Hasselblad received special permission for this from Pope Pius X in 1906, at which time she assumed the habit of the Bridgettines, including its distinctive element of a veil with a symbolic crown.
Giving up on the intention of following the established way of life in the order, she proposed one which included the care of the sick.
[5] Hesselblad returned to her homeland of Sweden in 1923, where she was able to establish a community in Djursholm, while she worked nursing the sick poor.
During World War II – and after – she performed many charitable works on behalf of the poor and those who suffered due to racial laws and also promoted a peace movement that involved Christians and non-Christians.
[4] Her apostolic zeal contributed to the conversion of the Baptist minister Piero Chuminelli – author of a biographical account of Bridget of Sweden – and she also had close ties to the former Chief Rabbi of Rome Israel Zolli (Eugenio) who converted to the faith in 1946.

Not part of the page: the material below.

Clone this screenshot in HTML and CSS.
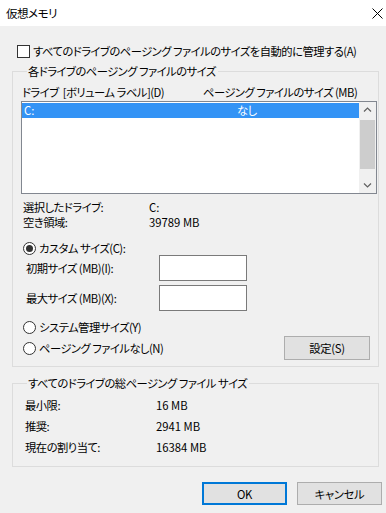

Pope John Paul II proclaimed Elisabeth Hasselblad to be a Venerable Servant of God on 26 March 1999 after he recognised that she had lived a model Christian life of heroic virtue.
Pope Francis approved the second miracle attributed to her on 14 December 2015 which would allow for her future canonization; the date was decided at an ordinary consistory of cardinals on 15 March 2016 and was celebrated in Saint Peter's Square on 5 June 2016.